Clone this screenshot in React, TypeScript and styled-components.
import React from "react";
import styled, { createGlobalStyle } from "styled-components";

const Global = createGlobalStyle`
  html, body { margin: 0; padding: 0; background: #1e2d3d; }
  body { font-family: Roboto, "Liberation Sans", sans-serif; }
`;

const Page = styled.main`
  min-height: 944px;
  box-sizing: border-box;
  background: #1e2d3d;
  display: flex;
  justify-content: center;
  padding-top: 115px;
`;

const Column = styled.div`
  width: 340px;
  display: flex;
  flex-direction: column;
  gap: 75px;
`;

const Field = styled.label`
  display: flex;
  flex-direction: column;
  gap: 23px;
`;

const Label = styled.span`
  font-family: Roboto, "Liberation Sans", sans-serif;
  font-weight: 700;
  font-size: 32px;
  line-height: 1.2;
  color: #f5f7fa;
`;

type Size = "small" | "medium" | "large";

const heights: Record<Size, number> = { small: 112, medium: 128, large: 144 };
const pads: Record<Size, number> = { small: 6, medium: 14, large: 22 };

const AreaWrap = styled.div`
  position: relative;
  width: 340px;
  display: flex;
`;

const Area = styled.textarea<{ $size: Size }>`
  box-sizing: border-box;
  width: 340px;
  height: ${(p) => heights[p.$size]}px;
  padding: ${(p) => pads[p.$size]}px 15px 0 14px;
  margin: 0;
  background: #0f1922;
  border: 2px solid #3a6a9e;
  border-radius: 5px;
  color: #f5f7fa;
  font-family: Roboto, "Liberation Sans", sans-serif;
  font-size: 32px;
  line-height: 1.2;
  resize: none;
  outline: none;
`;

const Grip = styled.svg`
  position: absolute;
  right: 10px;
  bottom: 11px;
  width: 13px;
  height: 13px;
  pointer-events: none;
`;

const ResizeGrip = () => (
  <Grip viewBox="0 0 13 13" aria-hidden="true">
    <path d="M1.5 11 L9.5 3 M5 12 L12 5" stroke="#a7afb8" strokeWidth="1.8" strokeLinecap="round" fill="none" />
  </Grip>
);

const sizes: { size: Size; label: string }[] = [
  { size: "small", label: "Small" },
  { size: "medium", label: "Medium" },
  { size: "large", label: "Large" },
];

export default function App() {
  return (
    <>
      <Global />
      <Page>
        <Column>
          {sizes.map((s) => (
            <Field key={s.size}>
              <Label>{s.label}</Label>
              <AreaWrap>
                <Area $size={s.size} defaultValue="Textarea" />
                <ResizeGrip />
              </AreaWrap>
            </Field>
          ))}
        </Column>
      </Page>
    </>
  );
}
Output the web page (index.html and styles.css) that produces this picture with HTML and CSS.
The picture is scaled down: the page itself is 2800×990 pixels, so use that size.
___
→ Directions for this task: Each line above must be reproduced exactly as it stands.

→ Expected output:
Clone this screenshot in React, TypeScript and styled-components.
import React from "react";
import styled, { createGlobalStyle } from "styled-components";

const Global = createGlobalStyle`
  html, body { margin: 0; padding: 0; background: #1e2d3d; }
  body { font-family: Roboto, "Liberation Sans", sans-serif; }
`;

const Page = styled.main`
  min-height: 944px;
  box-sizing: border-box;
  background: #1e2d3d;
  display: flex;
  justify-content: center;
  padding-top: 115px;
`;

const Column = styled.div`
  width: 340px;
  display: flex;
  flex-direction: column;
  gap: 75px;
`;

const Field = styled.label`
  display: flex;
  flex-direction: column;
  gap: 23px;
`;

const Label = styled.span`
  font-family: Roboto, "Liberation Sans", sans-serif;
  font-weight: 700;
  font-size: 32px;
  line-height: 1.2;
  color: #f5f7fa;
`;

type Size = "small" | "medium" | "large";

const heights: Record<Size, number> = { small: 112, medium: 128, large: 144 };
const pads: Record<Size, number> = { small: 6, medium: 14, large: 22 };

const AreaWrap = styled.div`
  position: relative;
  width: 340px;
  display: flex;
`;

const Area = styled.textarea<{ $size: Size }>`
  box-sizing: border-box;
  width: 340px;
  height: ${(p) => heights[p.$size]}px;
  padding: ${(p) => pads[p.$size]}px 15px 0 14px;
  margin: 0;
  background: #0f1922;
  border: 2px solid #3a6a9e;
  border-radius: 5px;
  color: #f5f7fa;
  font-family: Roboto, "Liberation Sans", sans-serif;
  font-size: 32px;
  line-height: 1.2;
  resize: none;
  outline: none;
`;

const Grip = styled.svg`
  position: absolute;
  right: 10px;
  bottom: 11px;
  width: 13px;
  height: 13px;
  pointer-events: none;
`;

const ResizeGrip = () => (
  <Grip viewBox="0 0 13 13" aria-hidden="true">
    <path d="M1.5 11 L9.5 3 M5 12 L12 5" stroke="#a7afb8" strokeWidth="1.8" strokeLinecap="round" fill="none" />
  </Grip>
);

const sizes: { size: Size; label: string }[] = [
  { size: "small", label: "Small" },
  { size: "medium", label: "Medium" },
  { size: "large", label: "Large" },
];

export default function App() {
  return (
    <>
      <Global />
      <Page>
        <Column>
          {sizes.map((s) => (
            <Field key={s.size}>
              <Label>{s.label}</Label>
              <AreaWrap>
                <Area $size={s.size} defaultValue="Textarea" />
                <ResizeGrip />
              </AreaWrap>
            </Field>
          ))}
        </Column>
      </Page>
    </>
  );
}
Output the web page (index.html and styles.css) that produces this picture with HTML and CSS.
The picture is scaled down: the page itself is 2800×990 pixels, so use that size.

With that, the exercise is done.